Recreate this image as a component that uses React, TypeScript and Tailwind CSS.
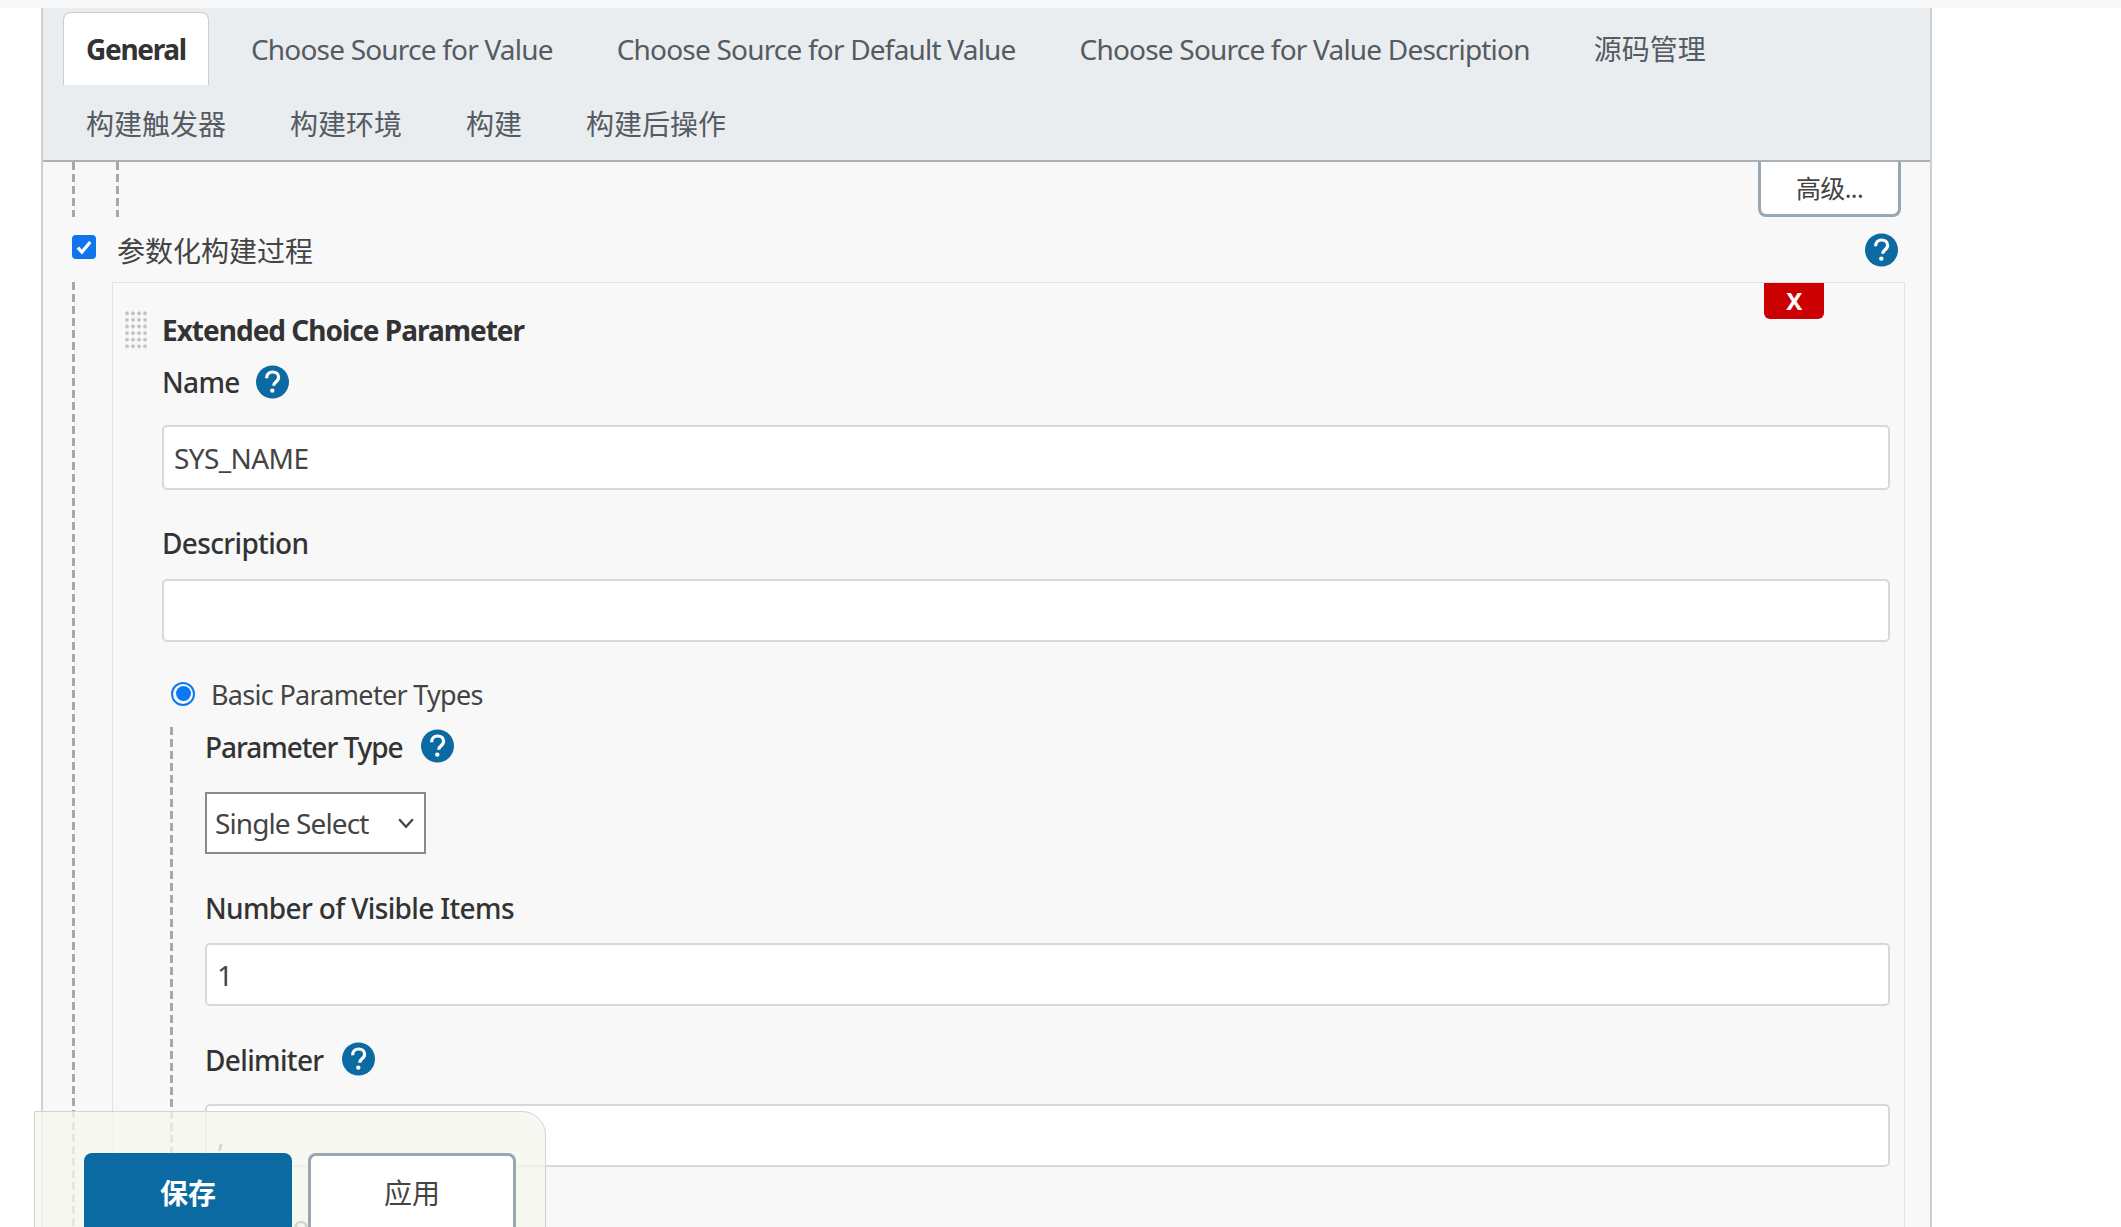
const font = '[font-family:"Noto_Sans","Noto_Sans_CJK_SC",sans-serif]';

function Help({ className = "" }: { className?: string }) {
  return (
    <svg viewBox="0 0 33 34" className={"w-[33px] h-[34px] shrink-0 " + className}>
      <circle cx="16.5" cy="17" r="16.5" fill="#0b6aa2" />
      <path d="M10.6 13.2c0-3.7 2.5-6.2 6.1-6.2 3.5 0 5.9 2.2 5.9 5.3 0 2.3-1.3 3.6-2.9 4.8-1.4 1-1.9 1.9-1.9 3.7" fill="none" stroke="#fff" strokeWidth="3.2" />
      <circle cx="16.3" cy="25.6" r="2.2" fill="#fff" />
    </svg>
  );
}

function Tab({ children, active = false, cjk = false }: { children: React.ReactNode; active?: boolean; cjk?: boolean }) {
  const spacing = cjk ? " tracking-normal" : active ? " tracking-[-1.3px]" : "";
  return active ? (
    <div className={"h-[73px] px-[22px] flex items-center bg-white border border-b-0 border-[#c8ced4] rounded-t-[8px] font-bold text-[#333]" + spacing}>
      {children}
    </div>
  ) : (
    <div className={"h-[73px] px-[22px] flex items-center text-[#555b62]" + spacing}>{children}</div>
  );
}

function TextField({ value, className = "" }: { value?: string; className?: string }) {
  return (
    <div className={"h-[63px] bg-white border-2 border-[#d6d8da] rounded-[5px] pl-[10px] pt-[1px] flex items-center text-[#444] tracking-[-0.6px] " + className}>
      {value}
    </div>
  );
}

function Dashed({ className = "" }: { className?: string }) {
  return <div className={"w-[3px] bg-[repeating-linear-gradient(to_bottom,#a8a8a8_0,#a8a8a8_8px,transparent_8px,transparent_12px)] " + className} />;
}

const label = "flex items-center h-[40px] text-[#333] font-medium tracking-[-0.65px]";

export default function App() {
  return (
    <div className={"relative w-[2121px] h-[1227px] overflow-hidden bg-white text-[28px] leading-[36px] tracking-[-0.8px] " + font}>
      <div className="h-[8px] bg-[#f8f8f8]" />
      <div className="ml-[41px] w-[1891px] h-[1219px] border-x-2 border-[#cfcfcf] bg-[#f8f8f8]">
        <div className="h-[154px] bg-[#e9edf0] border-b-2 border-[#a9b2ba] pl-[20px] pt-[4px]">
          <div className="flex flex-wrap gap-x-[20px]">
            <Tab active>General</Tab>
            <Tab>Choose Source for Value</Tab>
            <Tab>Choose Source for Default Value</Tab>
            <Tab>Choose Source for Value Description</Tab>
            <Tab cjk>源码管理</Tab>
          </div>
          <div className="flex gap-x-[20px] mt-[2px] pl-[1px]">
            <Tab cjk>构建触发器</Tab>
            <Tab cjk>构建环境</Tab>
            <Tab cjk>构建</Tab>
            <Tab cjk>构建后操作</Tab>
          </div>
        </div>

        <div className="flex h-[55px] pl-[29px] pr-[29px]">
          <Dashed />
          <Dashed className="ml-[41px]" />
          <div className="ml-auto w-[143px] h-[55px] bg-white border-[3px] border-t-0 border-[#9aa6b0] rounded-b-[8px] flex items-center justify-center text-[#444] text-[25px] tracking-[-0.6px]">
            高级...
          </div>
        </div>

        <div className="flex items-center h-[65px] pl-[29px] pr-[32px]">
          <div className="w-[24px] h-[24px] -mt-[5px] rounded-[4px] bg-[#0f75ec] flex items-center justify-center">
            <svg viewBox="0 0 16 16" className="w-[20px] h-[20px]">
              <path d="M3 8.5l3.3 3.5L13 4" fill="none" stroke="#fff" strokeWidth="2.6" />
            </svg>
          </div>
          <span className="ml-[21px] mt-[2px] text-[#444] tracking-normal">参数化构建过程</span>
          <Help className="ml-auto" />
        </div>

        <div className="flex ml-[29px]">
          <Dashed />
          <div className="relative ml-[37px] w-[1793px] h-[945px] border border-b-0 border-[#e2e2e2] pl-[49px] pr-[14px]">
            <div className="absolute right-[80px] top-0 w-[60px] h-[36px] bg-[#cc0000] rounded-b-[6px] flex items-center justify-center text-white font-bold text-[24px]">
              X
            </div>
            <div className="flex items-center h-[40px] mt-[27px] -ml-[38px]">
              <div className="w-[24px] h-[40px] bg-[radial-gradient(#c2c2c2_1.5px,transparent_2px)] bg-[length:6px_6.6px]" />
              <span className="ml-[14px] font-bold text-[#333] tracking-[-1px]">Extended Choice Parameter</span>
            </div>
            <div className={label + " mt-[12px]"}>
              Name
              <Help className="ml-[16px] -mt-[1px]" />
            </div>
            <TextField value="SYS_NAME" className="mt-[23px] h-[65px]" />
            <div className={label + " mt-[33px]"}>Description</div>
            <TextField className="mt-[16px]" />

            <div className="flex items-center h-[40px] mt-[33px] ml-[9px]">
              <div className="w-[24px] h-[24px] rounded-full border-[2px] border-[#0b78f5] flex items-center justify-center -mt-[3px]">
                <div className="w-[15px] h-[15px] rounded-full bg-[#0b78f5]" />
              </div>
              <span className="ml-[16px] text-[#444] text-[27px] tracking-[-0.7px]">Basic Parameter Types</span>
            </div>

            <div className="flex ml-[8px] mt-[12px]">
              <Dashed />
              <div className="ml-[32px] flex-1">
                <div className={label + " tracking-[-1.05px]"}>
                  Parameter Type
                  <Help className="ml-[18px] -mt-[2px]" />
                </div>
                <div className="mt-[25px] w-[221px] h-[62px] bg-white border-2 border-[#8a8a8a] pl-[8px] flex items-center text-[#444] tracking-[-0.9px]">
                  Single Select
                  <svg viewBox="0 0 16 16" className="ml-auto mr-[8px] w-[20px] h-[20px]">
                    <path d="M2.5 5l5.5 6 5.5-6" fill="none" stroke="#444" strokeWidth="1.8" />
                  </svg>
                </div>
                <div className={label + " mt-[34px]"}>Number of Visible Items</div>
                <TextField value="1" className="mt-[15px]" />
                <div className={label + " mt-[34px]"}>
                  Delimiter
                  <Help className="ml-[18px] -mt-[2px]" />
                </div>
                <TextField value="," className="mt-[24px]" />
                <div className="flex items-center h-[40px] mt-[38px] pl-[50px] text-[#444]">Quote Value</div>
              </div>
            </div>
          </div>
        </div>
      </div>

      <div className="absolute left-[34px] top-[1111px] w-[512px] h-[140px] bg-[#f4f6ee]/80 border border-[#c5dccb] rounded-tr-[24px] flex items-start gap-x-[16px] pl-[49px] pt-[41px]">
        <div className="w-[208px] h-[100px] bg-[#0b6aa2] rounded-[8px] flex items-center justify-center pb-[21px] text-white font-bold tracking-normal">
          保存
        </div>
        <div className="w-[208px] h-[100px] bg-white border-[3px] border-[#9aa6b0] rounded-[8px] flex items-center justify-center pb-[21px] text-[#444] tracking-normal">
          应用
        </div>
      </div>
    </div>
  );
}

+ + +

Given exercise ▸ Write out, word for word, the lines from the start of the data through the one holding "items-center h-[40px] text-[#333]". Omit pictures.

Solution for this exercise ▸
Recreate this image as a component that uses React, TypeScript and Tailwind CSS.
const font = '[font-family:"Noto_Sans","Noto_Sans_CJK_SC",sans-serif]';

function Help({ className = "" }: { className?: string }) {
  return (
    <svg viewBox="0 0 33 34" className={"w-[33px] h-[34px] shrink-0 " + className}>
      <circle cx="16.5" cy="17" r="16.5" fill="#0b6aa2" />
      <path d="M10.6 13.2c0-3.7 2.5-6.2 6.1-6.2 3.5 0 5.9 2.2 5.9 5.3 0 2.3-1.3 3.6-2.9 4.8-1.4 1-1.9 1.9-1.9 3.7" fill="none" stroke="#fff" strokeWidth="3.2" />
      <circle cx="16.3" cy="25.6" r="2.2" fill="#fff" />
    </svg>
  );
}

function Tab({ children, active = false, cjk = false }: { children: React.ReactNode; active?: boolean; cjk?: boolean }) {
  const spacing = cjk ? " tracking-normal" : active ? " tracking-[-1.3px]" : "";
  return active ? (
    <div className={"h-[73px] px-[22px] flex items-center bg-white border border-b-0 border-[#c8ced4] rounded-t-[8px] font-bold text-[#333]" + spacing}>
      {children}
    </div>
  ) : (
    <div className={"h-[73px] px-[22px] flex items-center text-[#555b62]" + spacing}>{children}</div>
  );
}

function TextField({ value, className = "" }: { value?: string; className?: string }) {
  return (
    <div className={"h-[63px] bg-white border-2 border-[#d6d8da] rounded-[5px] pl-[10px] pt-[1px] flex items-center text-[#444] tracking-[-0.6px] " + className}>
      {value}
    </div>
  );
}

function Dashed({ className = "" }: { className?: string }) {
  return <div className={"w-[3px] bg-[repeating-linear-gradient(to_bottom,#a8a8a8_0,#a8a8a8_8px,transparent_8px,transparent_12px)] " + className} />;
}

const label = "flex items-center h-[40px] text-[#333] font-medium tracking-[-0.65px]";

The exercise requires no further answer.